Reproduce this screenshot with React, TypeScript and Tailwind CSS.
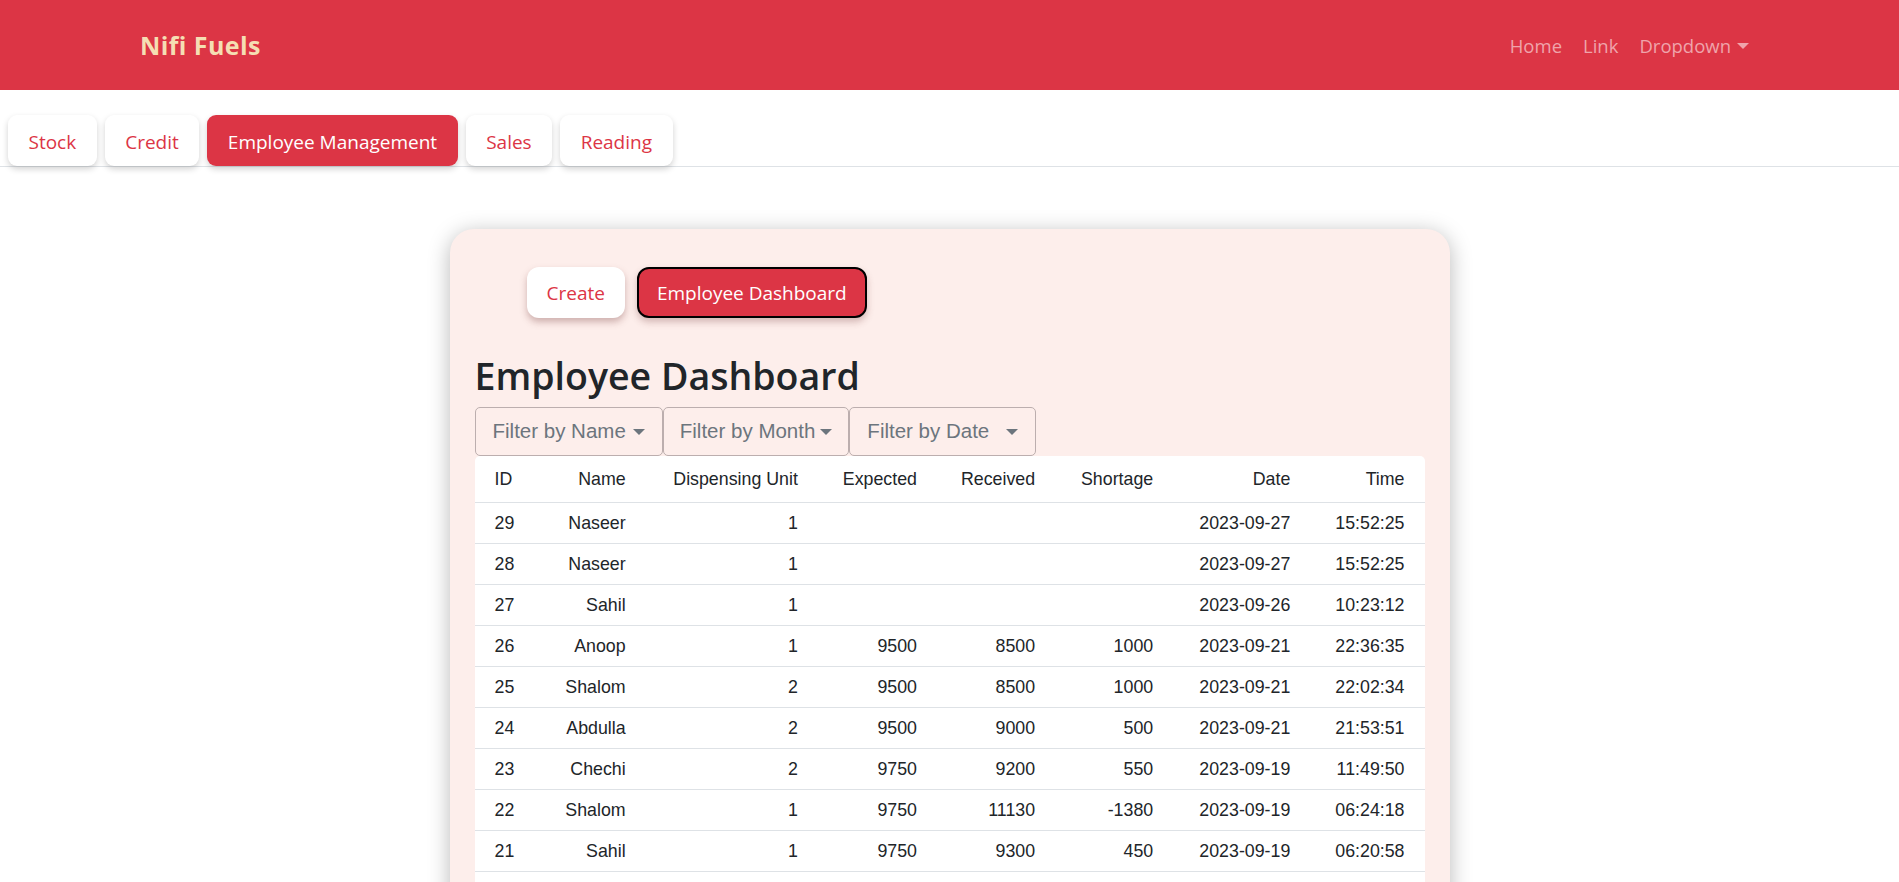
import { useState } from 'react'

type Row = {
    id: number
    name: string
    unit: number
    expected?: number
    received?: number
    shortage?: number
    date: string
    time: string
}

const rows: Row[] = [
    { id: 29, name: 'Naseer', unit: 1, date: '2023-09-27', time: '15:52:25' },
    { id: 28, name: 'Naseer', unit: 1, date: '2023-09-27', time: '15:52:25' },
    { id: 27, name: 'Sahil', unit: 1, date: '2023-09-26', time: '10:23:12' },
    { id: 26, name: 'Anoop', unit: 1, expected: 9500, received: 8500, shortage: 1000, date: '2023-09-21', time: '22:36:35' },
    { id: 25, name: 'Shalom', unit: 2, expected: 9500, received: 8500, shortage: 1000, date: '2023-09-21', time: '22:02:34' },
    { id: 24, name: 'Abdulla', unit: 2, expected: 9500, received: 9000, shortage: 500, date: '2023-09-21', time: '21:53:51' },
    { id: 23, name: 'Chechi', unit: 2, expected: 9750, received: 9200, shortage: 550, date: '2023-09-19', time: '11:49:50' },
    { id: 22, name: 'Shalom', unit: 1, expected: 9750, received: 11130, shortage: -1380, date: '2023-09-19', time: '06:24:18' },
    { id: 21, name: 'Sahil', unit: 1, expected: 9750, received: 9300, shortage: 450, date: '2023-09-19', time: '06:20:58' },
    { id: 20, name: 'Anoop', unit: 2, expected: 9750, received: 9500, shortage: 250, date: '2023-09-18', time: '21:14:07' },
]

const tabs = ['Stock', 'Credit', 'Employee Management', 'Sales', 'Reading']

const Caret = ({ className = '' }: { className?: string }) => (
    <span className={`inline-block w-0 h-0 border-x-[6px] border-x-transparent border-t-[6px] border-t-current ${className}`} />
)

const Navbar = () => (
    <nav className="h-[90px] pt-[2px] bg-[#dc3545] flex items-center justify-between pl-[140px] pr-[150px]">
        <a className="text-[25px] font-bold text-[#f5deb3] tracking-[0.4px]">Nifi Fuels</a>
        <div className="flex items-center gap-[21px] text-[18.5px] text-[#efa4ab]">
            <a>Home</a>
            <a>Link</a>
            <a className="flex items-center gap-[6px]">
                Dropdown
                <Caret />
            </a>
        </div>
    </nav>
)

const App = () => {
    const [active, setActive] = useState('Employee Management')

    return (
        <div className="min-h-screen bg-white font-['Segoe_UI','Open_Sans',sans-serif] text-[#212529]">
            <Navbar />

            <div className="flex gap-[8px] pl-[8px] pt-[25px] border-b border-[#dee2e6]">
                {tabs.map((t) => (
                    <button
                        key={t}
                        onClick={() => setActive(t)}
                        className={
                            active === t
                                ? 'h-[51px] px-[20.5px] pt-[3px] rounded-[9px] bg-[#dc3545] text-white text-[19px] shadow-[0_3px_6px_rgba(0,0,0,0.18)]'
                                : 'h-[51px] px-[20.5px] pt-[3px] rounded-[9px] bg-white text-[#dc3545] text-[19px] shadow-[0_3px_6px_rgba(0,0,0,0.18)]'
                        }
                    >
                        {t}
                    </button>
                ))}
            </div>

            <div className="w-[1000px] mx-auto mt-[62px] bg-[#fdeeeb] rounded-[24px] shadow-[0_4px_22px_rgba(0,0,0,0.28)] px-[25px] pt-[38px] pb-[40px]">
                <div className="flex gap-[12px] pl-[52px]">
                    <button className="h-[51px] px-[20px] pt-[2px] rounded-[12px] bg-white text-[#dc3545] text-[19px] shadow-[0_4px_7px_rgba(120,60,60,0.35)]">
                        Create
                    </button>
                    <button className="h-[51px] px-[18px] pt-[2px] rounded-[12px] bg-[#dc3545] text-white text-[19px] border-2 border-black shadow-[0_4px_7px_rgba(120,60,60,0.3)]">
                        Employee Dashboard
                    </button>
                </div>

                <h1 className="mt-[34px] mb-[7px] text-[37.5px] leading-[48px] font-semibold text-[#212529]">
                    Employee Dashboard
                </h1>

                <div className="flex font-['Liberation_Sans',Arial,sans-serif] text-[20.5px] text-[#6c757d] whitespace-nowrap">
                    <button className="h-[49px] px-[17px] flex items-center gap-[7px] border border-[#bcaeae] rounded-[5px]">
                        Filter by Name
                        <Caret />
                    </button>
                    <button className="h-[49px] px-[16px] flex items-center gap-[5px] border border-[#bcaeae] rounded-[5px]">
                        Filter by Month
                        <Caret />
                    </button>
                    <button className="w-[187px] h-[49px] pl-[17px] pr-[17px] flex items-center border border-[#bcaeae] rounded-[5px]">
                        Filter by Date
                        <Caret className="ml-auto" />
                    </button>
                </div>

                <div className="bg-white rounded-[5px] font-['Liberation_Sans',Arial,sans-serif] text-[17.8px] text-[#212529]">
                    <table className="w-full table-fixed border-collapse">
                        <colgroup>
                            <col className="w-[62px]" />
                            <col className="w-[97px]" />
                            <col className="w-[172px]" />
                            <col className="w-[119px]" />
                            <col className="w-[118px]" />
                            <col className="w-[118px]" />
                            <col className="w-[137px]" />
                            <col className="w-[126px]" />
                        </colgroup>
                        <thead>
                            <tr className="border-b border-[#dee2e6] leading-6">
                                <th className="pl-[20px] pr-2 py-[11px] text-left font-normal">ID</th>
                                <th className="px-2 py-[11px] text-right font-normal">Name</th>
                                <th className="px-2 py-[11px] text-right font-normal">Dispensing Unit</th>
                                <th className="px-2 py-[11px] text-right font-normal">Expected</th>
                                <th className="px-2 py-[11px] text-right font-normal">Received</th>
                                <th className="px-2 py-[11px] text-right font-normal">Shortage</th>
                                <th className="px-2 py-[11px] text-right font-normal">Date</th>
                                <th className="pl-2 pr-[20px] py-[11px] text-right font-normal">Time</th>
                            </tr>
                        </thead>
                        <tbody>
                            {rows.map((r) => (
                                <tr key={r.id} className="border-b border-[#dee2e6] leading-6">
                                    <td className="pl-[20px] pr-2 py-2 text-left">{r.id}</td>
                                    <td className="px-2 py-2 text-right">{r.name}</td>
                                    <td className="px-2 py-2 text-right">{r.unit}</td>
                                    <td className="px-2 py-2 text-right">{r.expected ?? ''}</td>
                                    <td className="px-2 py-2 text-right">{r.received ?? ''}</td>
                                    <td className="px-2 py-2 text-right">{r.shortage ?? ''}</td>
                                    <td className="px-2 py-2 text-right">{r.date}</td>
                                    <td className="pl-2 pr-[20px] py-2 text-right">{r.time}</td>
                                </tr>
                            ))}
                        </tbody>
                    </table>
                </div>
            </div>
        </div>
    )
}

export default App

> [Problem description]:
Exclude the images, then output the data above word for word.

> [Answer for the task]:
Reproduce this screenshot with React, TypeScript and Tailwind CSS.
import { useState } from 'react'

type Row = {
    id: number
    name: string
    unit: number
    expected?: number
    received?: number
    shortage?: number
    date: string
    time: string
}

const rows: Row[] = [
    { id: 29, name: 'Naseer', unit: 1, date: '2023-09-27', time: '15:52:25' },
    { id: 28, name: 'Naseer', unit: 1, date: '2023-09-27', time: '15:52:25' },
    { id: 27, name: 'Sahil', unit: 1, date: '2023-09-26', time: '10:23:12' },
    { id: 26, name: 'Anoop', unit: 1, expected: 9500, received: 8500, shortage: 1000, date: '2023-09-21', time: '22:36:35' },
    { id: 25, name: 'Shalom', unit: 2, expected: 9500, received: 8500, shortage: 1000, date: '2023-09-21', time: '22:02:34' },
    { id: 24, name: 'Abdulla', unit: 2, expected: 9500, received: 9000, shortage: 500, date: '2023-09-21', time: '21:53:51' },
    { id: 23, name: 'Chechi', unit: 2, expected: 9750, received: 9200, shortage: 550, date: '2023-09-19', time: '11:49:50' },
    { id: 22, name: 'Shalom', unit: 1, expected: 9750, received: 11130, shortage: -1380, date: '2023-09-19', time: '06:24:18' },
    { id: 21, name: 'Sahil', unit: 1, expected: 9750, received: 9300, shortage: 450, date: '2023-09-19', time: '06:20:58' },
    { id: 20, name: 'Anoop', unit: 2, expected: 9750, received: 9500, shortage: 250, date: '2023-09-18', time: '21:14:07' },
]

const tabs = ['Stock', 'Credit', 'Employee Management', 'Sales', 'Reading']

const Caret = ({ className = '' }: { className?: string }) => (
    <span className={`inline-block w-0 h-0 border-x-[6px] border-x-transparent border-t-[6px] border-t-current ${className}`} />
)

const Navbar = () => (
    <nav className="h-[90px] pt-[2px] bg-[#dc3545] flex items-center justify-between pl-[140px] pr-[150px]">
        <a className="text-[25px] font-bold text-[#f5deb3] tracking-[0.4px]">Nifi Fuels</a>
        <div className="flex items-center gap-[21px] text-[18.5px] text-[#efa4ab]">
            <a>Home</a>
            <a>Link</a>
            <a className="flex items-center gap-[6px]">
                Dropdown
                <Caret />
            </a>
        </div>
    </nav>
)

const App = () => {
    const [active, setActive] = useState('Employee Management')

    return (
        <div className="min-h-screen bg-white font-['Segoe_UI','Open_Sans',sans-serif] text-[#212529]">
            <Navbar />

            <div className="flex gap-[8px] pl-[8px] pt-[25px] border-b border-[#dee2e6]">
                {tabs.map((t) => (
                    <button
                        key={t}
                        onClick={() => setActive(t)}
                        className={
                            active === t
                                ? 'h-[51px] px-[20.5px] pt-[3px] rounded-[9px] bg-[#dc3545] text-white text-[19px] shadow-[0_3px_6px_rgba(0,0,0,0.18)]'
                                : 'h-[51px] px-[20.5px] pt-[3px] rounded-[9px] bg-white text-[#dc3545] text-[19px] shadow-[0_3px_6px_rgba(0,0,0,0.18)]'
                        }
                    >
                        {t}
                    </button>
                ))}
            </div>

            <div className="w-[1000px] mx-auto mt-[62px] bg-[#fdeeeb] rounded-[24px] shadow-[0_4px_22px_rgba(0,0,0,0.28)] px-[25px] pt-[38px] pb-[40px]">
                <div className="flex gap-[12px] pl-[52px]">
                    <button className="h-[51px] px-[20px] pt-[2px] rounded-[12px] bg-white text-[#dc3545] text-[19px] shadow-[0_4px_7px_rgba(120,60,60,0.35)]">
                        Create
                    </button>
                    <button className="h-[51px] px-[18px] pt-[2px] rounded-[12px] bg-[#dc3545] text-white text-[19px] border-2 border-black shadow-[0_4px_7px_rgba(120,60,60,0.3)]">
                        Employee Dashboard
                    </button>
                </div>

                <h1 className="mt-[34px] mb-[7px] text-[37.5px] leading-[48px] font-semibold text-[#212529]">
                    Employee Dashboard
                </h1>

                <div className="flex font-['Liberation_Sans',Arial,sans-serif] text-[20.5px] text-[#6c757d] whitespace-nowrap">
                    <button className="h-[49px] px-[17px] flex items-center gap-[7px] border border-[#bcaeae] rounded-[5px]">
                        Filter by Name
                        <Caret />
                    </button>
                    <button className="h-[49px] px-[16px] flex items-center gap-[5px] border border-[#bcaeae] rounded-[5px]">
                        Filter by Month
                        <Caret />
                    </button>
                    <button className="w-[187px] h-[49px] pl-[17px] pr-[17px] flex items-center border border-[#bcaeae] rounded-[5px]">
                        Filter by Date
                        <Caret className="ml-auto" />
                    </button>
                </div>

                <div className="bg-white rounded-[5px] font-['Liberation_Sans',Arial,sans-serif] text-[17.8px] text-[#212529]">
                    <table className="w-full table-fixed border-collapse">
                        <colgroup>
                            <col className="w-[62px]" />
                            <col className="w-[97px]" />
                            <col className="w-[172px]" />
                            <col className="w-[119px]" />
                            <col className="w-[118px]" />
                            <col className="w-[118px]" />
                            <col className="w-[137px]" />
                            <col className="w-[126px]" />
                        </colgroup>
                        <thead>
                            <tr className="border-b border-[#dee2e6] leading-6">
                                <th className="pl-[20px] pr-2 py-[11px] text-left font-normal">ID</th>
                                <th className="px-2 py-[11px] text-right font-normal">Name</th>
                                <th className="px-2 py-[11px] text-right font-normal">Dispensing Unit</th>
                                <th className="px-2 py-[11px] text-right font-normal">Expected</th>
                                <th className="px-2 py-[11px] text-right font-normal">Received</th>
                                <th className="px-2 py-[11px] text-right font-normal">Shortage</th>
                                <th className="px-2 py-[11px] text-right font-normal">Date</th>
                                <th className="pl-2 pr-[20px] py-[11px] text-right font-normal">Time</th>
                            </tr>
                        </thead>
                        <tbody>
                            {rows.map((r) => (
                                <tr key={r.id} className="border-b border-[#dee2e6] leading-6">
                                    <td className="pl-[20px] pr-2 py-2 text-left">{r.id}</td>
                                    <td className="px-2 py-2 text-right">{r.name}</td>
                                    <td className="px-2 py-2 text-right">{r.unit}</td>
                                    <td className="px-2 py-2 text-right">{r.expected ?? ''}</td>
                                    <td className="px-2 py-2 text-right">{r.received ?? ''}</td>
                                    <td className="px-2 py-2 text-right">{r.shortage ?? ''}</td>
                                    <td className="px-2 py-2 text-right">{r.date}</td>
                                    <td className="pl-2 pr-[20px] py-2 text-right">{r.time}</td>
                                </tr>
                            ))}
                        </tbody>
                    </table>
                </div>
            </div>
        </div>
    )
}

export default App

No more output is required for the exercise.